Beef and Wild Mushroom Casserole with Dauphinoise Potatoes

We Whittle women are well-known for our skills in the kitchen.

Unfortunately, we’re not known for those skills actually being any good.

So you’ll understand I was a little nervous when I found out that my client Booths had decided to pitch me against Chrissie at Mediocre Mum in a cookery competition as part of the weekly BoothsCheers Twitter party.

For the non-Tweeters among my readers, every Wednesday Booths hosts a live Twitter chat about some wines and beers – and invites Twitter users to share their views on the drinks, and to suggest what foods would go well with each drink.

This week, the drink at hand (literally in my case) is a St Emilion Grand Cru – one of my all-time favourite reds, as it happens. And Booths wanted me to COOK something that would be a match for the wine.

Here’s what I came up with:

Beef and Wild Mushroom Casserole with Dauphinoise Potatoes


For the casserole you will need:

  • 750g beef, cubed
  • Packet of mixed wild mushrooms
  • Good quality beef stock
  • 1 glass of red wine (approx 250ml)
  • 1 onion
  • 175g ready diced squash
  • 1tbsp plain flour
  • 100g self-raising flour
  • 50g suet
  • Thyme, paprika, garlic, sage, rosemary
  • Water (75ml)

For the dauphinoise you will need:

  • Half a dozen medium white potatoes
  • 3 cloves garlic
  • Large tub double cream
  • Salt and pepper




Begin by slicing the potatoes into 5mm slices and mixing in a bowl with the cream, crushed garlic, salt and pepper. Layer into a dish and top up with cream if needed – the liquid should sit just below the top layer of potato.
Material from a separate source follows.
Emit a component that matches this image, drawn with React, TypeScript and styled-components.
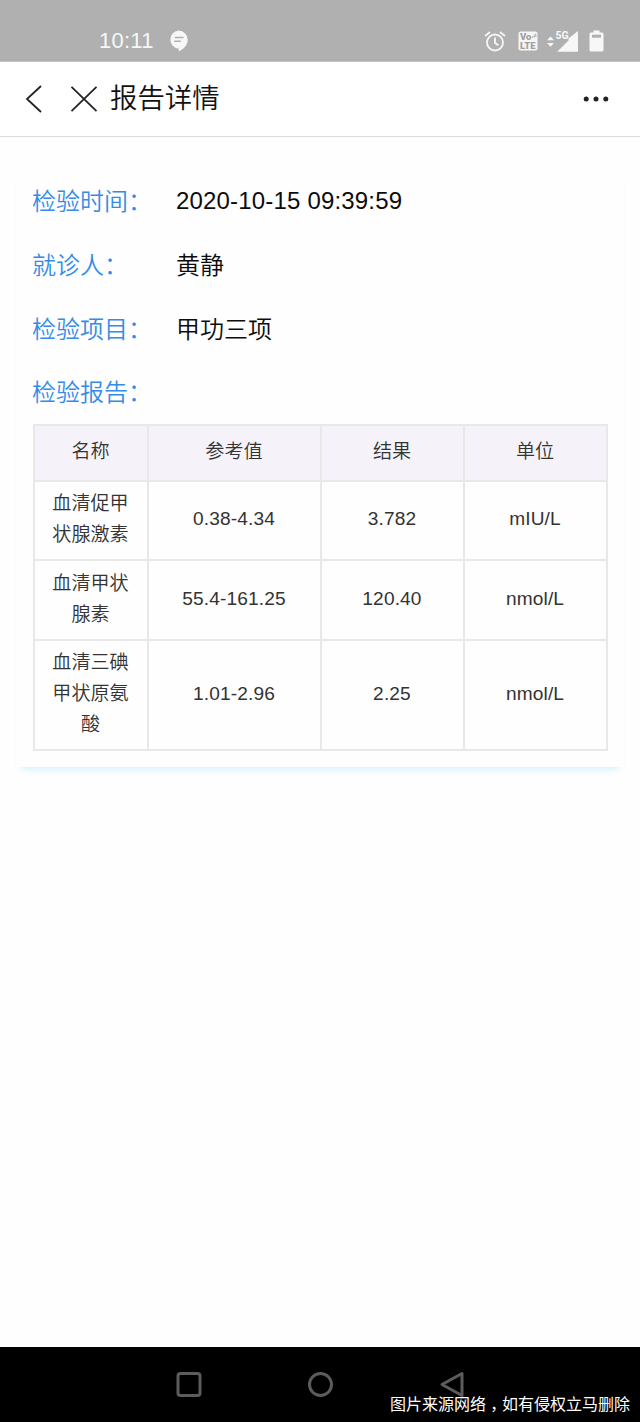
import React from 'react';
import styled, { createGlobalStyle } from 'styled-components';

const GlobalStyle = createGlobalStyle`
  * { box-sizing: border-box; }
  body {
    margin: 0;
    background: #fefefe;
    font-family: "Liberation Sans", "Noto Sans CJK SC", sans-serif;
    font-weight: 350;
  }
`;

const Screen = styled.div`
  display: flex;
  flex-direction: column;
  width: 640px;
  height: 1422px;
  overflow: hidden;
`;

const StatusBar = styled.header`
  display: flex;
  align-items: center;
  justify-content: space-between;
  flex: none;
  height: 62px;
  padding: 20px 36px 0 99px;
  background: #b0b0b0;
  border-bottom: 1px solid #c4c4c4;
  color: #f7f7f7;
`;

const StatusGroup = styled.div`
  display: flex;
  align-items: center;
`;

const Clock = styled.span`
  width: 70px;
  font-size: 22px;
  line-height: 26px;
  letter-spacing: 0.25px;
`;

const TitleBar = styled.nav`
  display: flex;
  align-items: center;
  flex: none;
  height: 75px;
  padding: 0 31px 0 25px;
  background: #fff;
  border-bottom: 1px solid #dcdcdc;
`;

const Title = styled.h1`
  flex: 1;
  margin: 0 0 0 12px;
  font-size: 27.4px;
  font-weight: 350;
  line-height: 40px;
  color: #111;
`;

const Glyph = styled.svg<{ $gap?: number }>`
  display: block;
  flex: none;
  margin-left: ${(p) => p.$gap ?? 0}px;
`;

const Content = styled.main`
  flex: 1;
  padding: 32px 16px 0;
`;

const Card = styled.section`
  height: 598px;
  padding: 0 16px 0 17px;
  background: #fefefe;
  box-shadow: 0 8px 8px -6px #d3eefb, 0 0 4px #f9fdfe;
`;

const Field = styled.div`
  display: flex;
  height: 64px;
  align-items: center;
  font-size: 24px;
  line-height: 36px;
`;

const Label = styled.span<{ $drop: number }>`
  width: 143px;
  margin-left: -1px;
  padding-top: ${(p) => p.$drop}px;
  color: #358ce8;
`;

const Value = styled.span<{ $tracking?: number }>`
  margin-left: 1px;
  padding-top: ${(p) => (p.$tracking ? 0 : 2)}px;
  letter-spacing: ${(p) => p.$tracking ?? 0}px;
  color: #0c0c0c;
`;

const Report = styled.table`
  width: 575px;
  margin-top: -1px;
  border-collapse: collapse;
  table-layout: fixed;
  font-size: 19.1px;
  line-height: 31px;
  text-align: center;
  color: #333;
`;

const Row = styled.tr<{ $height: number }>`
  height: ${(p) => p.$height}px;
`;

const HeadCell = styled.th<{ $width: number }>`
  width: ${(p) => p.$width}px;
  padding: 0 1px 4px 0;
  border: 2px solid #e8e8e9;
  background: #f5f3f9;
  font-weight: 350;
`;

const Cell = styled.td`
  padding: 0 1px 4px 0;
  border: 2px solid #e8e8e9;
  letter-spacing: 0.15px;
  white-space: nowrap;
`;

const NameCell = styled(Cell)`
  padding: 0 17px 3px 16px;
  letter-spacing: 0;
  white-space: normal;
`;

const NavBar = styled.footer`
  position: relative;
  display: flex;
  justify-content: space-between;
  flex: none;
  height: 75px;
  padding: 23px 174px 0 175px;
  background: #000;
`;

const Notice = styled.p`
  position: absolute;
  right: 10px;
  bottom: 5px;
  margin: 0;
  font-size: 16px;
  line-height: 24px;
  font-weight: 400;
  color: #fff;
`;

const Comma = styled.span`
  font-family: "Noto Sans CJK TC", sans-serif;
  line-height: 0;
  vertical-align: -5px;
`;

const columns = [
  { title: '名称', width: 114 },
  { title: '参考值', width: 173 },
  { title: '结果', width: 143 },
  { title: '单位', width: 143 },
];

const results = [
  { name: '血清促甲状腺激素', range: '0.38-4.34', value: '3.782', unit: 'mIU/L', height: 79 },
  { name: '血清甲状腺素', range: '55.4-161.25', value: '120.40', unit: 'nmol/L', height: 80 },
  { name: '血清三碘甲状原氨酸', range: '1.01-2.96', value: '2.25', unit: 'nmol/L', height: 110 },
];

const fields = [
  { label: '检验时间：', value: '2020-10-15 09:39:59', tracking: 0.18, drop: 2 },
  { label: '就诊人：', value: '黄静', drop: 2 },
  { label: '检验项目：', value: '甲功三项', drop: 2 },
  { label: '检验报告：', value: '', drop: 0 },
];

const ChatIcon = () => (
  <Glyph width="19" height="22" viewBox="0 0 19 22">
    <path d="M9.5 0.5a9.2 9.2 0 0 1 9.2 9.2c0 5-3.6 9.3-9 11.6v-2.5A9.2 9.2 0 0 1 9.5.5z" fill="#f7f7f7" />
    <path d="M5.8 7.6h8.8M5.2 11.3h6.6" stroke="#b0b0b0" strokeWidth="1.5" />
  </Glyph>
);

const AlarmIcon = () => (
  <Glyph width="22" height="22" viewBox="0 0 22 22" fill="none" stroke="#f5f5f5" strokeWidth="1.9">
    <circle cx="11" cy="12.5" r="8" />
    <path d="M11 7.5v5.4l3.4 2.3M1 6.1l5-4.1M21 6.1l-5-4.1" />
  </Glyph>
);

const VolteIcon = () => (
  <Glyph $gap={12} width="20" height="20" viewBox="0 0 20 20">
    <rect x="0.5" y="0.5" width="19" height="19" rx="2" fill="#f5f5f5" />
    <g fill="#a0a0a0" fontFamily="Roboto, sans-serif" fontWeight="900">
      <text x="2" y="9" fontSize="9.5">Vo</text>
      <text x="2" y="18" fontSize="9.5">LTE</text>
    </g>
    <path d="M14.8 7V5M16.3 6.500V3.500M17.800 6V2.500" stroke="#a6a6a6" strokeWidth="0.900" />
  </Glyph>
);

const SignalIcon = () => (
  <Glyph $gap={8} width="33" height="24" viewBox="0 0 33 24" fill="#f7f7f7">
    <path d="M1 11.3L4.5 7.5 8 11.3zM1 14L4.5 17.8 8 14z" />
    <path d="M32 2v20.8H11.2L22.5 11.5v-2z" />
    <text x="9.500" y="9.500" fontSize="10.5" fontWeight="700" fontFamily="Roboto, sans-serif">5G</text>
  </Glyph>
);

const BatteryIcon = () => (
  <Glyph $gap={10} width="15" height="22" viewBox="0 0 15 22">
    <path d="M4.5 0.5h6v2H13a1.5 1.5 0 0 1 1.5 1.5v16a1.5 1.5 0 0 1-1.5 1.5H2A1.5 1.5 0 0 1 .5 20V4A1.5 1.5 0 0 1 2 2.500h2.500z" fill="#f7f7f7" />
    <path d="M3 4.700h9v3H3z" fill="#b0b0b0" />
  </Glyph>
);

export default function App() {
  return (
    <>
      <GlobalStyle />
      <Screen>
        <StatusBar>
          <StatusGroup>
            <Clock>10:11</Clock>
            <ChatIcon />
          </StatusGroup>
          <StatusGroup>
            <AlarmIcon />
            <VolteIcon />
            <SignalIcon />
            <BatteryIcon />
          </StatusGroup>
        </StatusBar>
        <TitleBar>
          <Glyph width="17" height="28" viewBox="0 0 17 28" fill="none" stroke="#222" strokeWidth="1.8">
            <path d="M16 1L2 14l14 13" />
          </Glyph>
          <Glyph $gap={28} width="28" height="28" viewBox="0 0 28 28" stroke="#222" strokeWidth="1.8">
            <path d="M1.500 1.800l25 24.400M26.500 1.800l-25 24.400" />
          </Glyph>
          <Title>报告详情</Title>
          <Glyph width="26" height="6" viewBox="0 0 26 6" fill="#222">
            <circle cx="3.200" cy="3" r="2.500" />
            <circle cx="13" cy="3" r="2.500" />
            <circle cx="22.800" cy="3" r="2.500" />
          </Glyph>
        </TitleBar>
        <Content>
          <Card>
            {fields.map((f) => (
              <Field key={f.label}>
                <Label $drop={f.drop}>{f.label}</Label>
                <Value $tracking={f.tracking}>{f.value}</Value>
              </Field>
            ))}
            <Report>
              <thead>
                <Row $height={56}>
                  {columns.map((c) => (
                    <HeadCell key={c.title} $width={c.width}>{c.title}</HeadCell>
                  ))}
                </Row>
              </thead>
              <tbody>
                {results.map((r) => (
                  <Row key={r.name} $height={r.height}>
                    <NameCell>{r.name}</NameCell>
                    <Cell>{r.range}</Cell>
                    <Cell>{r.value}</Cell>
                    <Cell>{r.unit}</Cell>
                  </Row>
                ))}
              </tbody>
            </Report>
          </Card>
        </Content>
        <NavBar>
          <Glyph width="28" height="28" viewBox="0 0 28 28" fill="none" stroke="#5c5c5c" strokeWidth="3">
            <rect x="3" y="3.500" width="22" height="22" rx="2.500" />
          </Glyph>
          <Glyph width="28" height="28" viewBox="0 0 28 28" fill="none" stroke="#5c5c5c" strokeWidth="3">
            <circle cx="13.500" cy="14.500" r="11" />
          </Glyph>
          <Glyph width="28" height="28" viewBox="0 0 28 28" fill="none" stroke="#5c5c5c" strokeWidth="3" strokeLinejoin="round">
            <path d="M24 3.500v22L4 14.500z" />
          </Glyph>
          <Notice>图片来源网络<Comma lang="zh-TW">，</Comma>如有侵权立马删除</Notice>
        </NavBar>
      </Screen>
    </>
  );
}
Next, start the casserole by browning the beef in a saucepan, in batches, over a medium heat. This will take around 5 minutes. Remove the beef with a slotted spoon and set aside.

Put the onion and squash plus 1tsp of crushed garlic into the pan where you browned the beef and cook for 5 mins, until the onions are golden.

Return the beef to the pan and add the plain flour, stir this through.

Add the red wine, beef stock, paprika and sage. Stir through, cover and put in the oven at 160/gas mark 2 for 90 minutes. Put the potatoes into the oven at the same time.

Next, mix the suet with the thyme and rosemary, and the self-raising flour. Add the water and mix to a firm dough. Roll into 8 evenly sized balls and set aside.

Wash and rinse the wild mushrooms and chop, if needed. Fry in olive oil for 5 minutes and dry on kitchen paper.

After 90 minutes, remove the casserole and add the wild mushrooms. Then place the dumpling balls on top of the casserole, replace the lid and cook for 10 minutes.

Finally, remove the casserole dish lid and cook for a further 10 minutes.

After 10 minutes, both the potatoes and the casserole should be cooked perfectly.